Di Alessandro Perelli
L’ennesimo incidente tra Serbia e Kosovo è avvenuto una settimana fa quando l’alta tensione non ha risparmiato neppure i militari del contingente internazionale Kfor, missione a guida NATO. Almeno 34 soldati, di cui 14 italiani, sono stati feriti (per lo più non gravemente) durante le manifestazioni dei serbi a Zvecan, uno dei quattro comuni a maggioranza etnica serba nel nord del Kosovo .

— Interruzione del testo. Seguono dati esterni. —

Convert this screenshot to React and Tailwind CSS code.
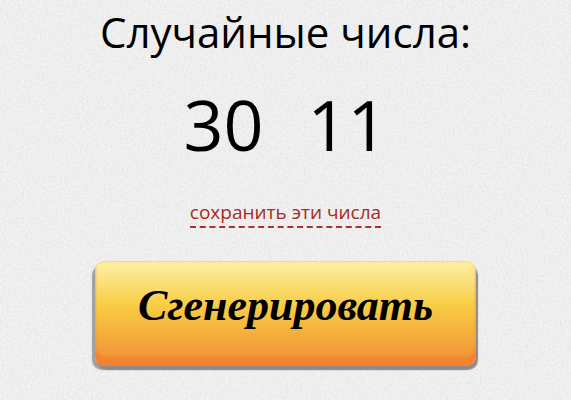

In queste municipalità, nonostante gli appelli di Ue e Usa a Pristina di fare un passo indietro, erano stati insediati sindaci di nazionalità albanese dopo elezioni farsa che avevano visto una percentuale di votanti di circa il 3,5%. Ciò aveva causato la dura reazione dei serbi che aveva determinato la trasformazione dei municipi in vere e proprie caserme, circondati da blindati e filo spinato e sorvegliati dalle forze speciali kosovare e dai soldati della NATO.
Per la verità non ci si poteva aspettare altro dopo il voto amministrativo del 23 aprile, boicottato dai serbi e dopo che in questi quattro comuni era stata issata la bandiera kosovara rimuovendo il tricolore serbo recando uno schiaffo alla popolazione locale. E così mentre la polizia di Pristina con i lacrimogeni cercava di disperdere le manifestazioni serbe nei tafferugli ci sono andate di mezzo le forze della Kfor che presidiavano gli edifici.
Il Ministro degli Esteri Tajani e la Premier Meloni hanno immediatamente espresso la loro vicinanza ai militari italiani feriti (nessuno in pericolo di vita) ma l’ episodio resta significativo per capire quanto la situazione possa ulteriormente deteriorarsi e quanto le parti in causa possano giocare sulle rispettive provocazioni per far fallire i tentativi dell’ Unione Europea di assicurare una convivenza civile in quella che sembra essere rimasta (forse insieme con la Bosnia) l’unica questione ancora aperta dopo la dissoluzione dell’ ex Jugoslavia.
In questa occasione, forse per la prima volta Europa e Usa, rappresentati dal quintetto ( Germania, Francia, Italia e Regno unito con gli Stati Uniti) non hanno usato mezze misure e hanno condannato la decisione del Premier kosovaro Albin Kurti di schierare le forze speciali per permettere ai sindaci albanesi di entrare nei municipi dei quattro comuni del nord. Lo stesso Ambasciatore americano a Pristina aveva manifestato alla Presidente della Repubblica del Kosovo Vjosa Hosmani il proprio disappunto per le azioni del Governo di Pristina recanti un ‘ escalation della violenza.
Ma le parole dell’ Ambasciatore Usa sembrano essere cadute nel vuoto. Kurti ha infatti ribadito le accuse alla Serbia e al suo Presidente Vucic di fomentare gli scontri e ha condannato l’ ammasso di truppe dell’ esercito di Belgrado ai propri confini. Del deteriorarsi della situazione ne ha approfittato anche Mosca. Il Ministro degli Esteri Lavrov si ei espresso in difesa dei diritti dei serbi del nord Kosovo con il chiaro intento di minare la stabilità dei Balcani occidentali. E’ questo un punto ulteriormente delicato dei rapporti tra Belgrado e Pristina.
Il Presidente serbo Vucic, infatti, pur condannando l’ aggressione di Putin all’ Ucraina, non ha aderito alle sanzioni contro Mosca. Di questo ne ha approfittato Albin Kurti per cercare di forzare un atteggiamento totalmente favorevole di Washington e Bruxelles alle sue ragioni. Ma e’ difficile pensare a isolare la Serbia e lasciarla nelle mani di Putin soprattutto dopo che Vucic ha riconfermato la scelta del suo Paese di voler aderire all’ Unione Europea e ai valori occidentali.
Anche il Governo italiano, pur riconoscendo l’ indipendenza del Kosovo ha riaffermato, nella recente Conferenza sui Balcani, la necessità di procedere sulla strada dello integrazione europea della Serbia. Lo sforzo comune, anche dopo l’ ultimo incidente di Zvecan,che ha coinvolto militari italiani, deve essere improntato alla massima prudenza e vigilanza con una politica dei piccoli passi che permetta di raggiungere l’ obiettivo finale di una convivenza pacifica tra serbi e kosovari.